⟨
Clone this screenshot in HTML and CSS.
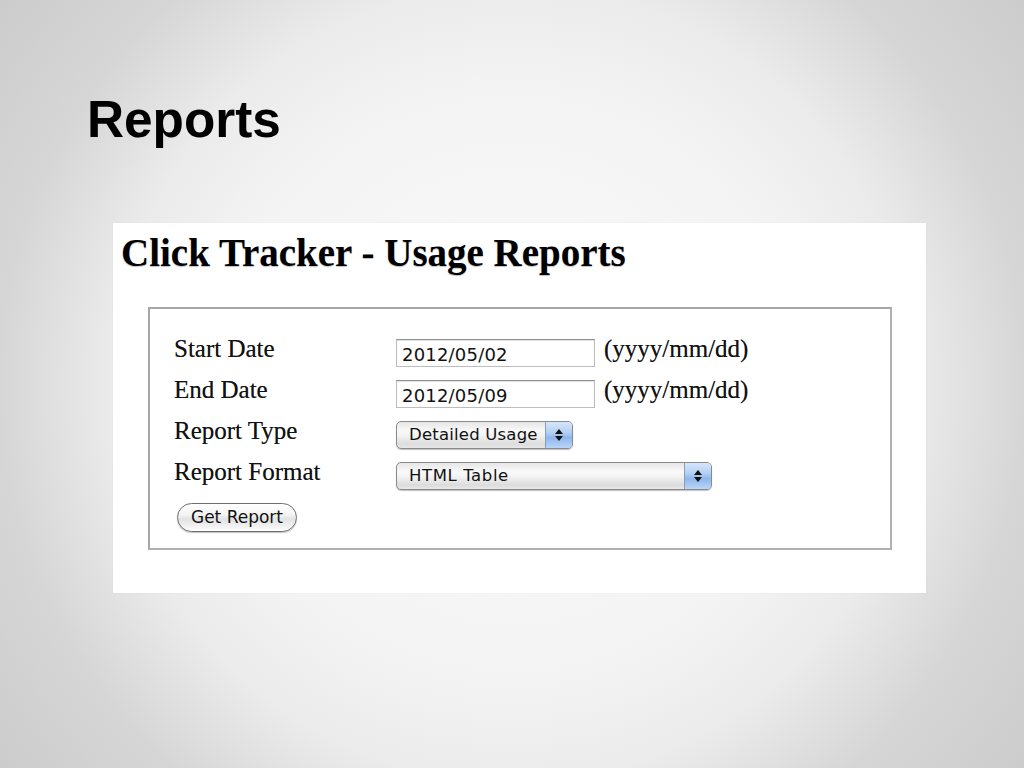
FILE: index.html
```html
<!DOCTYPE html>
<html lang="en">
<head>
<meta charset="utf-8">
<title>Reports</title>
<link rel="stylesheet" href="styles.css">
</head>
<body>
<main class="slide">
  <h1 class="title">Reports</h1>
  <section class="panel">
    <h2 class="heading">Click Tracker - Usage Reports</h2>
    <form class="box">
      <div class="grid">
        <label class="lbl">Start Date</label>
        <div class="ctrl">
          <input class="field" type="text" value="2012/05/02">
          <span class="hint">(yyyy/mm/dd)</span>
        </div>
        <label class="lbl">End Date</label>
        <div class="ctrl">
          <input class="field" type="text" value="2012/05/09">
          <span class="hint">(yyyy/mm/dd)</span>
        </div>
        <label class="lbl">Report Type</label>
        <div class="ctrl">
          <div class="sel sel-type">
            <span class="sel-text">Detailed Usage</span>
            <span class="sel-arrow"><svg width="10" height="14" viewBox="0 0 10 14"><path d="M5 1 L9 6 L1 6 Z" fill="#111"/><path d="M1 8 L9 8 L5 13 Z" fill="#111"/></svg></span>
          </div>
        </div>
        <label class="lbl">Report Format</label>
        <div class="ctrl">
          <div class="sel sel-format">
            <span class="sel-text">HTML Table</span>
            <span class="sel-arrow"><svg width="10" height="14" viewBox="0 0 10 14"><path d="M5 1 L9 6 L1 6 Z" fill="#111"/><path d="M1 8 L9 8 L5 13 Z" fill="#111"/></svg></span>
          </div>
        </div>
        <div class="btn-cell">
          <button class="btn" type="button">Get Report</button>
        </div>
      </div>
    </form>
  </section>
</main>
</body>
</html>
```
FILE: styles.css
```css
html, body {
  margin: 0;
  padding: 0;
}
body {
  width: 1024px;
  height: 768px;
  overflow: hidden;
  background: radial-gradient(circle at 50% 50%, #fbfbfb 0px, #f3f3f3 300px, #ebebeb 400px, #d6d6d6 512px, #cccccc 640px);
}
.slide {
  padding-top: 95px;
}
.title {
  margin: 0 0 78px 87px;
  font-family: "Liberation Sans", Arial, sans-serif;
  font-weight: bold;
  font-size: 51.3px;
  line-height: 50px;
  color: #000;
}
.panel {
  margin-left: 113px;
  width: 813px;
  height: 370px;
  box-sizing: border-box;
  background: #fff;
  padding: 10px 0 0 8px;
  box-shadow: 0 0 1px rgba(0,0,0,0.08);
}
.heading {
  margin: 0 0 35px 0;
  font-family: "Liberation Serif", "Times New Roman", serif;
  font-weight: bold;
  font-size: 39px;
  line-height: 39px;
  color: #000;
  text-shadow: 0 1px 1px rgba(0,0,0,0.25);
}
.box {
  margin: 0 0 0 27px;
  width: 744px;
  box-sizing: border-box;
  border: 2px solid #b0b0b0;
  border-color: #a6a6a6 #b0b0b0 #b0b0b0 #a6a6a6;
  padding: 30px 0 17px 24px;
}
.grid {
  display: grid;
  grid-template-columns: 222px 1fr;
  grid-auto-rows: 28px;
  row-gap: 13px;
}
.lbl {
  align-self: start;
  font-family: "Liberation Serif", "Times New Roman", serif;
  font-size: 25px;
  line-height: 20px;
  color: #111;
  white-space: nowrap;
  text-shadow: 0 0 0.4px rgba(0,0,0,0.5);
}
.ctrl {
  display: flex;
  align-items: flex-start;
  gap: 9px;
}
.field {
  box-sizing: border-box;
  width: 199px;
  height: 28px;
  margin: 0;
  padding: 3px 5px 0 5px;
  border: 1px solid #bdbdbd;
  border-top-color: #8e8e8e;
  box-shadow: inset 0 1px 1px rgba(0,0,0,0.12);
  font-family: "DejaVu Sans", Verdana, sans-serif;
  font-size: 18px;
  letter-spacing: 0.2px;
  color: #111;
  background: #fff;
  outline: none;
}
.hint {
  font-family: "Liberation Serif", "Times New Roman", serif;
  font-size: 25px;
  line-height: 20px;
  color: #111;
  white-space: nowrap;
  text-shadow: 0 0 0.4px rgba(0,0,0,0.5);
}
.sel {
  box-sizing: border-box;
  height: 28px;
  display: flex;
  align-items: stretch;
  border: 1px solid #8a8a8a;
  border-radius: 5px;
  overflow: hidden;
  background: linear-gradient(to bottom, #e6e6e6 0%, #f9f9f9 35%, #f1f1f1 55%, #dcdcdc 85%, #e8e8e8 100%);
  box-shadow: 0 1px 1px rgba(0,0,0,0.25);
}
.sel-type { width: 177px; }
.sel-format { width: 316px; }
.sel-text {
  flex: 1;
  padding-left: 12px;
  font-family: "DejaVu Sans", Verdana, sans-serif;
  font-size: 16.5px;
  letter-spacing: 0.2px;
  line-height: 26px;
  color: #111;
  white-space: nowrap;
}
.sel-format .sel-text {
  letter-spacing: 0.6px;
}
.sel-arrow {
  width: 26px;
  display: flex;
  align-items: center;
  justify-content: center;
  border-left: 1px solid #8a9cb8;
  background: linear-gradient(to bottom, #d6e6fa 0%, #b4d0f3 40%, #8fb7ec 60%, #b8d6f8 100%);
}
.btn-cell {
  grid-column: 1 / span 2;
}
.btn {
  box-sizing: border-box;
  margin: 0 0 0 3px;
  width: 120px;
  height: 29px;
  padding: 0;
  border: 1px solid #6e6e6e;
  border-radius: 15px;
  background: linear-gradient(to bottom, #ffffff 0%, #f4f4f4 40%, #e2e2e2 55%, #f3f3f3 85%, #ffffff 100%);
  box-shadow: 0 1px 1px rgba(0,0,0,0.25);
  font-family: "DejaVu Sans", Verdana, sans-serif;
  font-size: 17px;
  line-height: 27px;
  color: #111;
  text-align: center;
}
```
⟩
Exercise directions. Quote the listing above in full, except for the pictures.

Completed task.
Clone this screenshot in HTML and CSS.
FILE: index.html
```html
<!DOCTYPE html>
<html lang="en">
<head>
<meta charset="utf-8">
<title>Reports</title>
<link rel="stylesheet" href="styles.css">
</head>
<body>
<main class="slide">
  <h1 class="title">Reports</h1>
  <section class="panel">
    <h2 class="heading">Click Tracker - Usage Reports</h2>
    <form class="box">
      <div class="grid">
        <label class="lbl">Start Date</label>
        <div class="ctrl">
          <input class="field" type="text" value="2012/05/02">
          <span class="hint">(yyyy/mm/dd)</span>
        </div>
        <label class="lbl">End Date</label>
        <div class="ctrl">
          <input class="field" type="text" value="2012/05/09">
          <span class="hint">(yyyy/mm/dd)</span>
        </div>
        <label class="lbl">Report Type</label>
        <div class="ctrl">
          <div class="sel sel-type">
            <span class="sel-text">Detailed Usage</span>
            <span class="sel-arrow"><svg width="10" height="14" viewBox="0 0 10 14"><path d="M5 1 L9 6 L1 6 Z" fill="#111"/><path d="M1 8 L9 8 L5 13 Z" fill="#111"/></svg></span>
          </div>
        </div>
        <label class="lbl">Report Format</label>
        <div class="ctrl">
          <div class="sel sel-format">
            <span class="sel-text">HTML Table</span>
            <span class="sel-arrow"><svg width="10" height="14" viewBox="0 0 10 14"><path d="M5 1 L9 6 L1 6 Z" fill="#111"/><path d="M1 8 L9 8 L5 13 Z" fill="#111"/></svg></span>
          </div>
        </div>
        <div class="btn-cell">
          <button class="btn" type="button">Get Report</button>
        </div>
      </div>
    </form>
  </section>
</main>
</body>
</html>
```
FILE: styles.css
```css
html, body {
  margin: 0;
  padding: 0;
}
body {
  width: 1024px;
  height: 768px;
  overflow: hidden;
  background: radial-gradient(circle at 50% 50%, #fbfbfb 0px, #f3f3f3 300px, #ebebeb 400px, #d6d6d6 512px, #cccccc 640px);
}
.slide {
  padding-top: 95px;
}
.title {
  margin: 0 0 78px 87px;
  font-family: "Liberation Sans", Arial, sans-serif;
  font-weight: bold;
  font-size: 51.3px;
  line-height: 50px;
  color: #000;
}
.panel {
  margin-left: 113px;
  width: 813px;
  height: 370px;
  box-sizing: border-box;
  background: #fff;
  padding: 10px 0 0 8px;
  box-shadow: 0 0 1px rgba(0,0,0,0.08);
}
.heading {
  margin: 0 0 35px 0;
  font-family: "Liberation Serif", "Times New Roman", serif;
  font-weight: bold;
  font-size: 39px;
  line-height: 39px;
  color: #000;
  text-shadow: 0 1px 1px rgba(0,0,0,0.25);
}
.box {
  margin: 0 0 0 27px;
  width: 744px;
  box-sizing: border-box;
  border: 2px solid #b0b0b0;
  border-color: #a6a6a6 #b0b0b0 #b0b0b0 #a6a6a6;
  padding: 30px 0 17px 24px;
}
.grid {
  display: grid;
  grid-template-columns: 222px 1fr;
  grid-auto-rows: 28px;
  row-gap: 13px;
}
.lbl {
  align-self: start;
  font-family: "Liberation Serif", "Times New Roman", serif;
  font-size: 25px;
  line-height: 20px;
  color: #111;
  white-space: nowrap;
  text-shadow: 0 0 0.4px rgba(0,0,0,0.5);
}
.ctrl {
  display: flex;
  align-items: flex-start;
  gap: 9px;
}
.field {
  box-sizing: border-box;
  width: 199px;
  height: 28px;
  margin: 0;
  padding: 3px 5px 0 5px;
  border: 1px solid #bdbdbd;
  border-top-color: #8e8e8e;
  box-shadow: inset 0 1px 1px rgba(0,0,0,0.12);
  font-family: "DejaVu Sans", Verdana, sans-serif;
  font-size: 18px;
  letter-spacing: 0.2px;
  color: #111;
  background: #fff;
  outline: none;
}
.hint {
  font-family: "Liberation Serif", "Times New Roman", serif;
  font-size: 25px;
  line-height: 20px;
  color: #111;
  white-space: nowrap;
  text-shadow: 0 0 0.4px rgba(0,0,0,0.5);
}
.sel {
  box-sizing: border-box;
  height: 28px;
  display: flex;
  align-items: stretch;
  border: 1px solid #8a8a8a;
  border-radius: 5px;
  overflow: hidden;
  background: linear-gradient(to bottom, #e6e6e6 0%, #f9f9f9 35%, #f1f1f1 55%, #dcdcdc 85%, #e8e8e8 100%);
  box-shadow: 0 1px 1px rgba(0,0,0,0.25);
}
.sel-type { width: 177px; }
.sel-format { width: 316px; }
.sel-text {
  flex: 1;
  padding-left: 12px;
  font-family: "DejaVu Sans", Verdana, sans-serif;
  font-size: 16.5px;
  letter-spacing: 0.2px;
  line-height: 26px;
  color: #111;
  white-space: nowrap;
}
.sel-format .sel-text {
  letter-spacing: 0.6px;
}
.sel-arrow {
  width: 26px;
  display: flex;
  align-items: center;
  justify-content: center;
  border-left: 1px solid #8a9cb8;
  background: linear-gradient(to bottom, #d6e6fa 0%, #b4d0f3 40%, #8fb7ec 60%, #b8d6f8 100%);
}
.btn-cell {
  grid-column: 1 / span 2;
}
.btn {
  box-sizing: border-box;
  margin: 0 0 0 3px;
  width: 120px;
  height: 29px;
  padding: 0;
  border: 1px solid #6e6e6e;
  border-radius: 15px;
  background: linear-gradient(to bottom, #ffffff 0%, #f4f4f4 40%, #e2e2e2 55%, #f3f3f3 85%, #ffffff 100%);
  box-shadow: 0 1px 1px rgba(0,0,0,0.25);
  font-family: "DejaVu Sans", Verdana, sans-serif;
  font-size: 17px;
  line-height: 27px;
  color: #111;
  text-align: center;
}
```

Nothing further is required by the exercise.